--- Start ---
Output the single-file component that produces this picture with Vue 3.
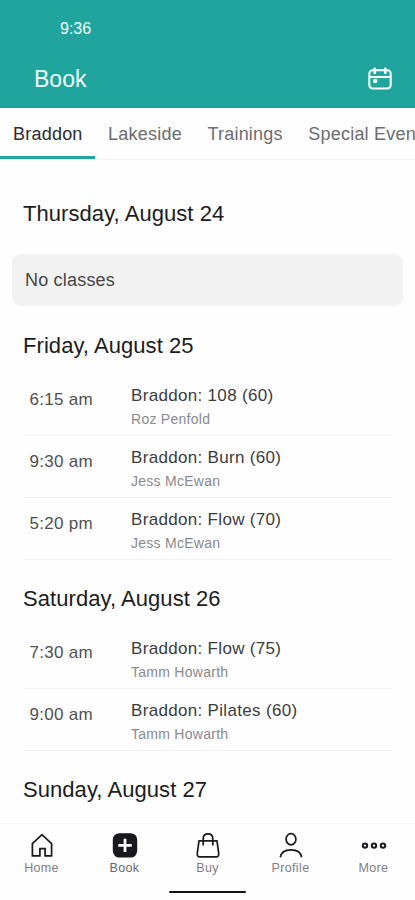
<script setup>
import { ref } from 'vue';

const tabs = ['Braddon', 'Lakeside', 'Trainings', 'Special Events'];
const activeTab = ref('Braddon');

const days = [
    { date: 'Thursday, August 24', classes: [] },
    {
        date: 'Friday, August 25',
        classes: [
            { time: '6:15 am', name: 'Braddon: 108 (60)', teacher: 'Roz Penfold' },
            { time: '9:30 am', name: 'Braddon: Burn (60)', teacher: 'Jess McEwan' },
            { time: '5:20 pm', name: 'Braddon: Flow (70)', teacher: 'Jess McEwan' }
        ]
    },
    {
        date: 'Saturday, August 26',
        classes: [
            { time: '7:30 am', name: 'Braddon: Flow (75)', teacher: 'Tamm Howarth' },
            { time: '9:00 am', name: 'Braddon: Pilates (60)', teacher: 'Tamm Howarth' }
        ]
    },
    { date: 'Sunday, August 27', classes: [] }
];

const navItems = ['Home', 'Book', 'Buy', 'Profile', 'More'];
</script>

<template>
    <div class="app">
        <header class="header">
            <div class="status">9:36</div>
            <div class="title-row">
                <h1 class="title">Book</h1>
                <svg class="calendar" viewBox="0 0 26 24" fill="none" stroke="currentColor" stroke-width="2.1">
                    <rect x="2.3" y="3.3" width="21.4" height="18.2" rx="3.5" />
                    <path d="M2.3 10h21.4" />
                    <path d="M7.7 1.8v4M18.3 1.8v4" stroke-width="2.8" stroke-linecap="round" />
                    <rect x="6.2" y="12" width="4" height="4" rx="1.2" fill="currentColor" stroke="none" />
                </svg>
            </div>
        </header>

        <nav class="tabs">
            <button
                v-for="tab in tabs"
                :key="tab"
                class="tab"
                :class="{ active: tab === activeTab }"
                @click="activeTab = tab"
            >{{ tab }}</button>
        </nav>

        <main class="schedule">
            <section v-for="(day, index) in days" :key="day.date" class="day">
                <h2 class="date">{{ day.date }}</h2>
                <div v-if="day.classes.length" class="classes">
                    <div v-for="item in day.classes" :key="item.time" class="row">
                        <div class="time">{{ item.time }}</div>
                        <div class="info">
                            <div class="name">{{ item.name }}</div>
                            <div class="teacher">{{ item.teacher }}</div>
                        </div>
                    </div>
                </div>
                <div v-else-if="index < days.length - 1" class="empty">No classes</div>
            </section>
        </main>

        <footer class="bottom">
            <div class="nav">
                <div v-for="item in navItems" :key="item" class="nav-item">
                    <svg class="icon" viewBox="0 0 28 28" fill="none" stroke="currentColor" stroke-width="1.7">
                        <path v-if="item === 'Home'" d="M4.4 12.6 14 3.6l9.6 9v12.2h-6.5v-7.2h-5.2v7.2H4.4z" />
                        <template v-else-if="item === 'Book'">
                            <rect x="1.8" y="2.2" width="24.4" height="24.4" rx="6.5" fill="currentColor" stroke="none" />
                            <path d="M14 7.7v13.4M7.3 14.4h13.4" stroke="#fff" stroke-width="2.8" />
                        </template>
                        <template v-else-if="item === 'Buy'">
                            <path d="M5 9.9h18l1.7 12.3q.4 3.6-2.5 3.6H5.8q-2.9 0-2.5-3.6z" stroke-linejoin="round" />
                            <path d="M9.2 14.4V7.9q0-5 4.8-5t4.8 5v6.5" />
                        </template>
                        <template v-else-if="item === 'Profile'">
                            <ellipse cx="14" cy="8.2" rx="4.9" ry="5.6" />
                            <path d="M3.4 26.4c.6-5.3 4.2-7.6 10.6-7.6s10 2.3 10.6 7.6" />
                        </template>
                        <template v-else>
                            <circle cx="5" cy="14.6" r="2.2" stroke-width="2" />
                            <circle cx="14" cy="14.6" r="2.2" stroke-width="2" />
                            <circle cx="23" cy="14.6" r="2.2" stroke-width="2" />
                        </template>
                    </svg>
                    <span class="label" :class="{ selected: item === 'Book' }">{{ item }}</span>
                </div>
            </div>
            <div class="home-bar"></div>
        </footer>
    </div>
</template>

<style>
body {
    margin: 0;
    overflow: hidden;
}
</style>

<style scoped>
.app {
    display: flex;
    flex-direction: column;
    width: 100%;
    height: 900px;
    overflow: hidden;
    background-color: #fefefe;
    font-family: "Liberation Sans", Arial, sans-serif;
}

.header {
    flex: none;
    height: 108px;
    background-color: #1fa59e;
    color: #f4fffd;
}

.status {
    padding: 20px 0 0 60px;
    font-size: 16px;
    line-height: 18px;
}

.title-row {
    display: flex;
    justify-content: space-between;
    align-items: center;
    height: 30px;
    margin-top: 26px;
    padding: 0 22px 0 34px;
}

.title {
    margin: 0;
    font-size: 23px;
    font-weight: normal;
    line-height: 30px;
}

.calendar {
    width: 26px;
    height: 24px;
}

.tabs {
    display: flex;
    flex: none;
    height: 51px;
    overflow: hidden;
    border-bottom: 1px solid #f3f3f3;
}

.tab {
    flex: none;
    padding: 4px 12.5px 0 13px;
    border: 0;
    border-bottom: 3px solid transparent;
    background: none;
    color: #6b6d70;
    font-family: inherit;
    font-size: 18px;
    letter-spacing: 0.22px;
}

.tab.active {
    border-bottom-color: #1fa59e;
    color: #2b2d2f;
}

.schedule {
    flex: 1;
    min-height: 0;
    overflow: hidden;
    padding-top: 38px;
}

.date {
    margin: 0;
    padding-left: 23px;
    color: #1c1c1e;
    font-size: 22px;
    font-weight: normal;
    line-height: 32px;
    letter-spacing: 0.06px;
}

.empty {
    height: 52px;
    margin: 24px 12px;
    padding-left: 13px;
    border-radius: 9px;
    background-color: #f2f2f2;
    color: #464648;
    font-size: 18px;
    line-height: 52px;
    letter-spacing: 0.2px;
}

.classes {
    margin: 12px 23px 23px;
}

.row {
    display: flex;
    box-sizing: border-box;
    height: 62px;
    border-bottom: 1px solid #f3f3f3;
}

.time {
    width: 108px;
    box-sizing: border-box;
    padding: 16px 0 0 6.5px;
    color: #505052;
    font-size: 17px;
    line-height: 20px;
    letter-spacing: 0.3px;
}

.info {
    padding-top: 12px;
}

.name {
    color: #3c3c3e;
    font-size: 17px;
    line-height: 20px;
    letter-spacing: 0.32px;
}

.teacher {
    margin-top: 4px;
    color: #8a8a8c;
    font-size: 14px;
    line-height: 18px;
    letter-spacing: 0.27px;
}

.bottom {
    flex: none;
    height: 76px;
    border-top: 1px solid #f4f4f4;
}

.nav {
    display: flex;
    height: 67px;
}

.nav-item {
    display: flex;
    flex: 1;
    flex-direction: column;
    align-items: center;
    padding-top: 7px;
    color: #18181e;
}

.icon {
    width: 28px;
    height: 28px;
}

.label {
    margin-top: 1px;
    color: #808083;
    font-size: 12.5px;
    line-height: 16px;
    letter-spacing: 0.35px;
}

.label.selected {
    color: #6a6a6c;
}

.home-bar {
    width: 77px;
    height: 2px;
    margin: 0 auto;
    border-radius: 1px;
    background-color: #151517;
}
</style>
--- End ---
# GIVEN REQUEST
Copy the whole of the material above exactly, but not its images.

# WRITTEN RESPONSE
Output the single-file component that produces this picture with Vue 3.
<script setup>
import { ref } from 'vue';

const tabs = ['Braddon', 'Lakeside', 'Trainings', 'Special Events'];
const activeTab = ref('Braddon');

const days = [
    { date: 'Thursday, August 24', classes: [] },
    {
        date: 'Friday, August 25',
        classes: [
            { time: '6:15 am', name: 'Braddon: 108 (60)', teacher: 'Roz Penfold' },
            { time: '9:30 am', name: 'Braddon: Burn (60)', teacher: 'Jess McEwan' },
            { time: '5:20 pm', name: 'Braddon: Flow (70)', teacher: 'Jess McEwan' }
        ]
    },
    {
        date: 'Saturday, August 26',
        classes: [
            { time: '7:30 am', name: 'Braddon: Flow (75)', teacher: 'Tamm Howarth' },
            { time: '9:00 am', name: 'Braddon: Pilates (60)', teacher: 'Tamm Howarth' }
        ]
    },
    { date: 'Sunday, August 27', classes: [] }
];

const navItems = ['Home', 'Book', 'Buy', 'Profile', 'More'];
</script>

<template>
    <div class="app">
        <header class="header">
            <div class="status">9:36</div>
            <div class="title-row">
                <h1 class="title">Book</h1>
                <svg class="calendar" viewBox="0 0 26 24" fill="none" stroke="currentColor" stroke-width="2.1">
                    <rect x="2.3" y="3.3" width="21.4" height="18.2" rx="3.5" />
                    <path d="M2.3 10h21.4" />
                    <path d="M7.7 1.8v4M18.3 1.8v4" stroke-width="2.8" stroke-linecap="round" />
                    <rect x="6.2" y="12" width="4" height="4" rx="1.2" fill="currentColor" stroke="none" />
                </svg>
            </div>
        </header>

        <nav class="tabs">
            <button
                v-for="tab in tabs"
                :key="tab"
                class="tab"
                :class="{ active: tab === activeTab }"
                @click="activeTab = tab"
            >{{ tab }}</button>
        </nav>

        <main class="schedule">
            <section v-for="(day, index) in days" :key="day.date" class="day">
                <h2 class="date">{{ day.date }}</h2>
                <div v-if="day.classes.length" class="classes">
                    <div v-for="item in day.classes" :key="item.time" class="row">
                        <div class="time">{{ item.time }}</div>
                        <div class="info">
                            <div class="name">{{ item.name }}</div>
                            <div class="teacher">{{ item.teacher }}</div>
                        </div>
                    </div>
                </div>
                <div v-else-if="index < days.length - 1" class="empty">No classes</div>
            </section>
        </main>

        <footer class="bottom">
            <div class="nav">
                <div v-for="item in navItems" :key="item" class="nav-item">
                    <svg class="icon" viewBox="0 0 28 28" fill="none" stroke="currentColor" stroke-width="1.7">
                        <path v-if="item === 'Home'" d="M4.4 12.6 14 3.6l9.6 9v12.2h-6.5v-7.2h-5.2v7.2H4.4z" />
                        <template v-else-if="item === 'Book'">
                            <rect x="1.8" y="2.2" width="24.4" height="24.4" rx="6.5" fill="currentColor" stroke="none" />
                            <path d="M14 7.7v13.4M7.3 14.4h13.4" stroke="#fff" stroke-width="2.8" />
                        </template>
                        <template v-else-if="item === 'Buy'">
                            <path d="M5 9.9h18l1.7 12.3q.4 3.6-2.5 3.6H5.8q-2.9 0-2.5-3.6z" stroke-linejoin="round" />
                            <path d="M9.2 14.4V7.9q0-5 4.8-5t4.8 5v6.5" />
                        </template>
                        <template v-else-if="item === 'Profile'">
                            <ellipse cx="14" cy="8.2" rx="4.9" ry="5.6" />
                            <path d="M3.4 26.4c.6-5.3 4.2-7.6 10.6-7.6s10 2.3 10.6 7.6" />
                        </template>
                        <template v-else>
                            <circle cx="5" cy="14.6" r="2.2" stroke-width="2" />
                            <circle cx="14" cy="14.6" r="2.2" stroke-width="2" />
                            <circle cx="23" cy="14.6" r="2.2" stroke-width="2" />
                        </template>
                    </svg>
                    <span class="label" :class="{ selected: item === 'Book' }">{{ item }}</span>
                </div>
            </div>
            <div class="home-bar"></div>
        </footer>
    </div>
</template>

<style>
body {
    margin: 0;
    overflow: hidden;
}
</style>

<style scoped>
.app {
    display: flex;
    flex-direction: column;
    width: 100%;
    height: 900px;
    overflow: hidden;
    background-color: #fefefe;
    font-family: "Liberation Sans", Arial, sans-serif;
}

.header {
    flex: none;
    height: 108px;
    background-color: #1fa59e;
    color: #f4fffd;
}

.status {
    padding: 20px 0 0 60px;
    font-size: 16px;
    line-height: 18px;
}

.title-row {
    display: flex;
    justify-content: space-between;
    align-items: center;
    height: 30px;
    margin-top: 26px;
    padding: 0 22px 0 34px;
}

.title {
    margin: 0;
    font-size: 23px;
    font-weight: normal;
    line-height: 30px;
}

.calendar {
    width: 26px;
    height: 24px;
}

.tabs {
    display: flex;
    flex: none;
    height: 51px;
    overflow: hidden;
    border-bottom: 1px solid #f3f3f3;
}

.tab {
    flex: none;
    padding: 4px 12.5px 0 13px;
    border: 0;
    border-bottom: 3px solid transparent;
    background: none;
    color: #6b6d70;
    font-family: inherit;
    font-size: 18px;
    letter-spacing: 0.22px;
}

.tab.active {
    border-bottom-color: #1fa59e;
    color: #2b2d2f;
}

.schedule {
    flex: 1;
    min-height: 0;
    overflow: hidden;
    padding-top: 38px;
}

.date {
    margin: 0;
    padding-left: 23px;
    color: #1c1c1e;
    font-size: 22px;
    font-weight: normal;
    line-height: 32px;
    letter-spacing: 0.06px;
}

.empty {
    height: 52px;
    margin: 24px 12px;
    padding-left: 13px;
    border-radius: 9px;
    background-color: #f2f2f2;
    color: #464648;
    font-size: 18px;
    line-height: 52px;
    letter-spacing: 0.2px;
}

.classes {
    margin: 12px 23px 23px;
}

.row {
    display: flex;
    box-sizing: border-box;
    height: 62px;
    border-bottom: 1px solid #f3f3f3;
}

.time {
    width: 108px;
    box-sizing: border-box;
    padding: 16px 0 0 6.5px;
    color: #505052;
    font-size: 17px;
    line-height: 20px;
    letter-spacing: 0.3px;
}

.info {
    padding-top: 12px;
}

.name {
    color: #3c3c3e;
    font-size: 17px;
    line-height: 20px;
    letter-spacing: 0.32px;
}

.teacher {
    margin-top: 4px;
    color: #8a8a8c;
    font-size: 14px;
    line-height: 18px;
    letter-spacing: 0.27px;
}

.bottom {
    flex: none;
    height: 76px;
    border-top: 1px solid #f4f4f4;
}

.nav {
    display: flex;
    height: 67px;
}

.nav-item {
    display: flex;
    flex: 1;
    flex-direction: column;
    align-items: center;
    padding-top: 7px;
    color: #18181e;
}

.icon {
    width: 28px;
    height: 28px;
}

.label {
    margin-top: 1px;
    color: #808083;
    font-size: 12.5px;
    line-height: 16px;
    letter-spacing: 0.35px;
}

.label.selected {
    color: #6a6a6c;
}

.home-bar {
    width: 77px;
    height: 2px;
    margin: 0 auto;
    border-radius: 1px;
    background-color: #151517;
}
</style>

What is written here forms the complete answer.